大姐說過了,想要跟何超跟的久,就必須時刻逆反著他,男人都喜歡帶刺的玫瑰。
太順從的只會讓男人覺得像木頭一樣。
看到楊吉眼里那炫耀的表情,周想只覺得她可憐。
見她們走到了門口,周想叫住楊吉,“楊吉,我有幾句話要說,只耽誤你幾分鐘,你聽了以后不會后悔的。”
楊吉很想學她的做派不鳥她,但是,她又想聽聽周想會說些什么。
于是停下腳步,等著周想。
何超也站住了,周想順勢往他身邊靠攏,“何公子,你是打算等我一起看電影嗎?”
何超趕緊先走幾步。
楊吉以為周想是真的想勾引何超,怒氣沖沖的打算離開。
周想一把抓住她,在她耳邊說道:“我知道,我勸你離開他,你只會以為我嫉妒你。
我真沒想到…。
如果你想抓住這男人的心,就必須像帶刺的玫瑰像有爪子的小野貓,最后,如果你感覺到了生死關頭,就要順應自己的感覺,不要心存僥幸,言盡于此,再見。
希望再見時,你仍然是這樣有棱有角的楊吉。
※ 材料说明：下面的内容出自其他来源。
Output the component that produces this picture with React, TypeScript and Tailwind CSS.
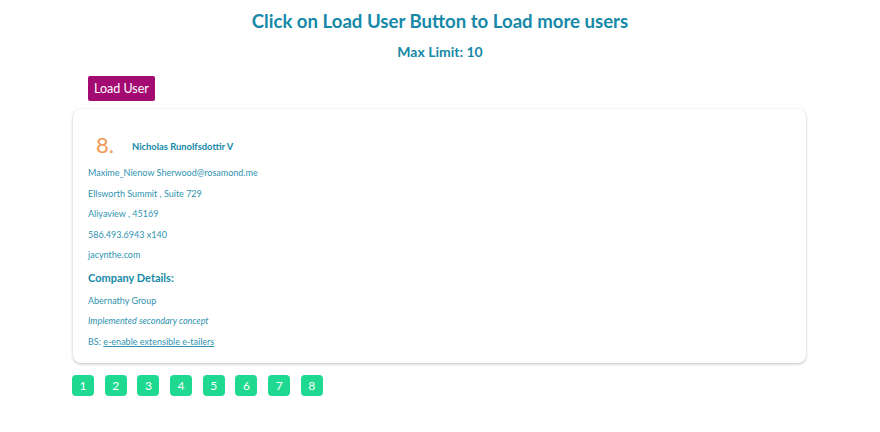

”
松開她的手,周想心里有點兒難受,楊吉,希望還能再見。
楊吉只覺得周想說的話,莫名其妙,但是又有幾句與大姐交代的相同,所以,當何超問起周想說了什么的時候,她說:“她想要跟我多聯系,我才不想理她呢!整天跟在我身后巴結著我,煩人!”
何超聞言,更不感興趣了。
周想回到座位,對已經上桌的美食,提不起食欲,隨便的吃了幾口,喝了汽水,喝了幾口湯,就說飽了。
田莉很擔心她,從她見到那個跟個痞子似的何超后,人就不對勁兒了。
楊陽仿佛沒受什么影響,胃口不錯,自己終于明白,對楊吉和周想都只是簡單的興趣而已,沒有參雜別的感情。
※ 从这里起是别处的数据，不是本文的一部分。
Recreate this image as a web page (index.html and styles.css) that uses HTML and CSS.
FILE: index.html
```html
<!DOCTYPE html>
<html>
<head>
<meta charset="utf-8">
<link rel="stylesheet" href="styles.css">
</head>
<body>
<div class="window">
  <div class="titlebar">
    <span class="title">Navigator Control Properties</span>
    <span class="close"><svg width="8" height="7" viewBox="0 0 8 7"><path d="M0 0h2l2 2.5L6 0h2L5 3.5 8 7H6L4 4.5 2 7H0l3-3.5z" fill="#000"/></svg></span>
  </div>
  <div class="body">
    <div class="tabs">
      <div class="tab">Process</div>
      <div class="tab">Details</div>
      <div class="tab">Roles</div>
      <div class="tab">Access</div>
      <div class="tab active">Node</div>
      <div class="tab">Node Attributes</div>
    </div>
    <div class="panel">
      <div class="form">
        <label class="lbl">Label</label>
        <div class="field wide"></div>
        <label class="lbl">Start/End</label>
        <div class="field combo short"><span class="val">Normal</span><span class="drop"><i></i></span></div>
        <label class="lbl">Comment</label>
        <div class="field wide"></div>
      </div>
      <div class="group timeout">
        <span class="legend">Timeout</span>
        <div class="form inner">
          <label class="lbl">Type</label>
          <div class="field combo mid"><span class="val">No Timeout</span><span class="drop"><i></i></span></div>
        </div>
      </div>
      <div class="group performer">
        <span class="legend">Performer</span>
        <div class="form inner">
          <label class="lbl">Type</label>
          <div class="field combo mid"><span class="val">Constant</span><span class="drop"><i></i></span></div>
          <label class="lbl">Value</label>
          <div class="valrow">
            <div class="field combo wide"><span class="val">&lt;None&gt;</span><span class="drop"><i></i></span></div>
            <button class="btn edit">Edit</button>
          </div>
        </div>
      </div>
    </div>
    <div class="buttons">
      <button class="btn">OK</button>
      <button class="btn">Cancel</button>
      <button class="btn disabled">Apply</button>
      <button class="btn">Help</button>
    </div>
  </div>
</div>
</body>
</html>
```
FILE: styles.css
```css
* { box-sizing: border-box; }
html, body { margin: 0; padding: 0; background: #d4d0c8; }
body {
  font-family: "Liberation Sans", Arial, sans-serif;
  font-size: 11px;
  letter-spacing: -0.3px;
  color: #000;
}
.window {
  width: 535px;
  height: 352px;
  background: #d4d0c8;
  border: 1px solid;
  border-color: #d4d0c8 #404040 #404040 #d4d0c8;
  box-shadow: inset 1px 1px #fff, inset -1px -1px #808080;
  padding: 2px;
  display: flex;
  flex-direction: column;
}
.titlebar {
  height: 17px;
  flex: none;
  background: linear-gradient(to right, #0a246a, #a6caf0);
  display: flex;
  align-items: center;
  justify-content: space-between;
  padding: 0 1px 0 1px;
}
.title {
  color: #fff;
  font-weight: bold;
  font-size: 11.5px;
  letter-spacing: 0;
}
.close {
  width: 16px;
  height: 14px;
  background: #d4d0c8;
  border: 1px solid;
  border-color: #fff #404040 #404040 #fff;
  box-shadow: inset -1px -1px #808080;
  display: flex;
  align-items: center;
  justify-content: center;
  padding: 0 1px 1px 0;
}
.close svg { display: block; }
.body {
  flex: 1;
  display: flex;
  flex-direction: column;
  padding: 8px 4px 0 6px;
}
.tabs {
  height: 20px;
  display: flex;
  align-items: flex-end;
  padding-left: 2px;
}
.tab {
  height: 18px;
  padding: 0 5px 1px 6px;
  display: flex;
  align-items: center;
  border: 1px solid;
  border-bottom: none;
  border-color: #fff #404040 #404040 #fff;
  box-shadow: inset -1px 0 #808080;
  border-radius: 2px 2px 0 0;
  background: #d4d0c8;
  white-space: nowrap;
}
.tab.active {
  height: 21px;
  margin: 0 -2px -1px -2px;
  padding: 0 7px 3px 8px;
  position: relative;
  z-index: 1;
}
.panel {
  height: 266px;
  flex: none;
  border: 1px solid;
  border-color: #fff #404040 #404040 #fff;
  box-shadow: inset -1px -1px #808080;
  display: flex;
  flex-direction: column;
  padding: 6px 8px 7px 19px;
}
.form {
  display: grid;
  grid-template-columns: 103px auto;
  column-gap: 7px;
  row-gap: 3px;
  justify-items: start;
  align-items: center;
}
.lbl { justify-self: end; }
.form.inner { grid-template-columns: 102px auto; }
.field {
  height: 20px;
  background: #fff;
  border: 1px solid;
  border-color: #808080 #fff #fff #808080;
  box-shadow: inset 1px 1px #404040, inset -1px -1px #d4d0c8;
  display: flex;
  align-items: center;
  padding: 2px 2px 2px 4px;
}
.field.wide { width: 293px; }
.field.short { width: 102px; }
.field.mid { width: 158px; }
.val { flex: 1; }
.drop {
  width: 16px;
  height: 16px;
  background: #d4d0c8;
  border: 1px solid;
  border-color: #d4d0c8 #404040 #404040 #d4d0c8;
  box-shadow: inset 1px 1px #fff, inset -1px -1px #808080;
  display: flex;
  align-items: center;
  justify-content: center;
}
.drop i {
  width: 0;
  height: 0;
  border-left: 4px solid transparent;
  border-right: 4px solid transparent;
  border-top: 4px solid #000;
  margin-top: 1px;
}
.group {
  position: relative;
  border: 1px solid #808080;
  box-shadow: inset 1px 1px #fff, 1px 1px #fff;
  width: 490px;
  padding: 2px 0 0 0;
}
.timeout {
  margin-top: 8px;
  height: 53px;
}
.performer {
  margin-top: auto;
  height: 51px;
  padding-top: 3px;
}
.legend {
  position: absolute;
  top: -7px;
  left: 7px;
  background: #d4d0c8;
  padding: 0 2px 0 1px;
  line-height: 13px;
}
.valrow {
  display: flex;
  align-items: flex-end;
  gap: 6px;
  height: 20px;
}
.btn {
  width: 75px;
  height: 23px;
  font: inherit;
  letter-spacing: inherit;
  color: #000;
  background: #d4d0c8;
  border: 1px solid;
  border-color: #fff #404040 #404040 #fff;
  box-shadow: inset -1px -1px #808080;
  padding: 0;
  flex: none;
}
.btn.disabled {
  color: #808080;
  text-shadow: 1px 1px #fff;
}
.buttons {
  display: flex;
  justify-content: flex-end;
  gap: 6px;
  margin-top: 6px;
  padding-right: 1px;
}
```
自己看到楊吉身邊有別的男人,一點兒也沒有難過的感覺,那個男人色咪咪的來到周想身邊的時候,自己也沒有嫉妒的感覺。
所以理清自己心情的楊陽胃口很好。
劉學文搞不懂周想這樣大的小姑娘是什么樣的脾氣,這心情像天氣一樣多變,時雨時晴時陰。
田莉示意他別管。
打算回去后,自己問問她。
誰知道,回去后,周想卻叫她掩護她,她要出去一趟。
“去哪兒?”
“去做一件重要的事情。”
“非要現在去?晚上去?”
周想點頭,田莉見她神情嚴肅,只能點頭同意,周想是個多么倔強的人,自己是知道的。
輕輕走出房門,到了衛生間,這衛生間只有四個蹲坑,每個蹲坑都只是用一小堵矮墻隔開。
周想踏上最里面的一個蹲坑,蹲下,把自己認為是雞肋的隱身衣拿出來。
快速的套在身上,帽子鞋套都穿戴好。
輕輕的走下樓梯,往招待所外面走去。
那個何超,一開始看到自己雙眼放光,雖然自己算計好了他的性子,難免他不會什么時候又想起了自己。
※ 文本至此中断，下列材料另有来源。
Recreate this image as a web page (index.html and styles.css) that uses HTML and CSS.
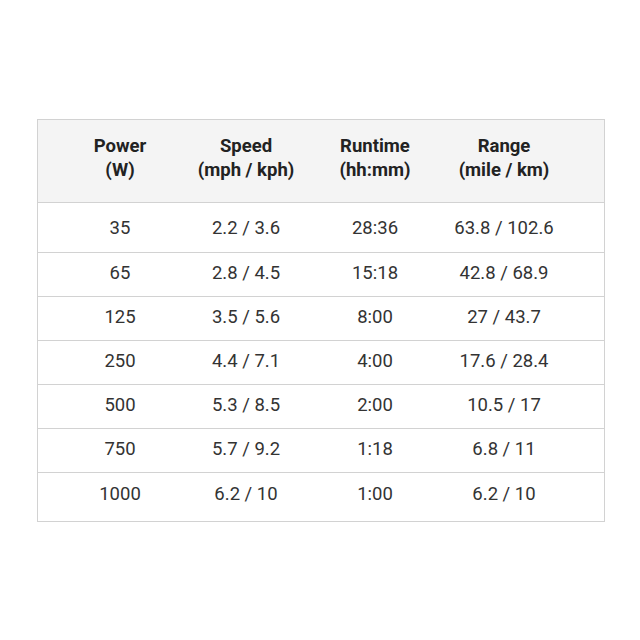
FILE: index.html
```html
<!DOCTYPE html>
<html lang="en">
<head>
<meta charset="utf-8">
<title>Power table</title>
<link rel="stylesheet" href="styles.css">
</head>
<body>
<div class="spec-table">
  <div class="row head">
    <div class="cell">Power<br>(W)</div>
    <div class="cell">Speed<br>(mph / kph)</div>
    <div class="cell">Runtime<br>(hh:mm)</div>
    <div class="cell">Range<br>(mile / km)</div>
  </div>
  <div class="row first">
    <div class="cell">35</div><div class="cell">2.2 / 3.6</div><div class="cell">28:36</div><div class="cell">63.8 / 102.6</div>
  </div>
  <div class="row">
    <div class="cell">65</div><div class="cell">2.8 / 4.5</div><div class="cell">15:18</div><div class="cell">42.8 / 68.9</div>
  </div>
  <div class="row">
    <div class="cell">125</div><div class="cell">3.5 / 5.6</div><div class="cell">8:00</div><div class="cell">27 / 43.7</div>
  </div>
  <div class="row">
    <div class="cell">250</div><div class="cell">4.4 / 7.1</div><div class="cell">4:00</div><div class="cell">17.6 / 28.4</div>
  </div>
  <div class="row">
    <div class="cell">500</div><div class="cell">5.3 / 8.5</div><div class="cell">2:00</div><div class="cell">10.5 / 17</div>
  </div>
  <div class="row">
    <div class="cell">750</div><div class="cell">5.7 / 9.2</div><div class="cell">1:18</div><div class="cell">6.8 / 11</div>
  </div>
  <div class="row last">
    <div class="cell">1000</div><div class="cell">6.2 / 10</div><div class="cell">1:00</div><div class="cell">6.2 / 10</div>
  </div>
</div>
</body>
</html>
```
FILE: styles.css
```css
html, body {
  background: #ffffff;
}
body {
  margin: 0;
  padding: 119px 0 0 37px;
  font-family: Roboto, "Liberation Sans", sans-serif;
  font-size: 18.5px;
  line-height: 24px;
  color: #333333;
}
.spec-table {
  width: 566px;
  border: 1px solid #d2d2d2;
  background: #ffffff;
}
.row {
  display: grid;
  grid-template-columns: 126px 126px 132px 126px;
  padding: 8px 37px 11px 19px;
  border-bottom: 1px solid #d2d2d2;
}
.cell {
  text-align: center;
  white-space: nowrap;
}
.head {
  background: #f4f4f4;
  padding-top: 14px;
  padding-bottom: 20px;
  font-weight: 700;
  color: #222222;
}
.first {
  padding-top: 13px;
  padding-bottom: 12px;
}
.last {
  padding-top: 9px;
  padding-bottom: 15px;
  border-bottom: none;
}
```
前世,因為他爹護著,所以他一直穩當的活著,直到他惹到了不能惹的人,才害的他爹倒臺,他被抓判了死刑。
他爹的后臺也很硬,一般人扳不倒。
可何超惹到的那家,比他爹后臺更硬,所以他爹才倒臺。
周想一開始不知道他的名字時,還感慨哪位倒了八輩子霉的爹,生了這么個兒子。
可不就是倒了八輩子霉嗎?生了個這么坑爹的兒子。
必須為自己做一些準備留一些后手。
憑借著白天看到大致的方向,周想向著省委大院里走去。
大院門口警衛雙眼跟燈泡似的,但是仍然看不到隱身的周想,她邁著貓步,呃,貓一樣輕的步子,走過警衛員身邊。
呼吸都停止了似的,終于過了崗亭,進了大院里面。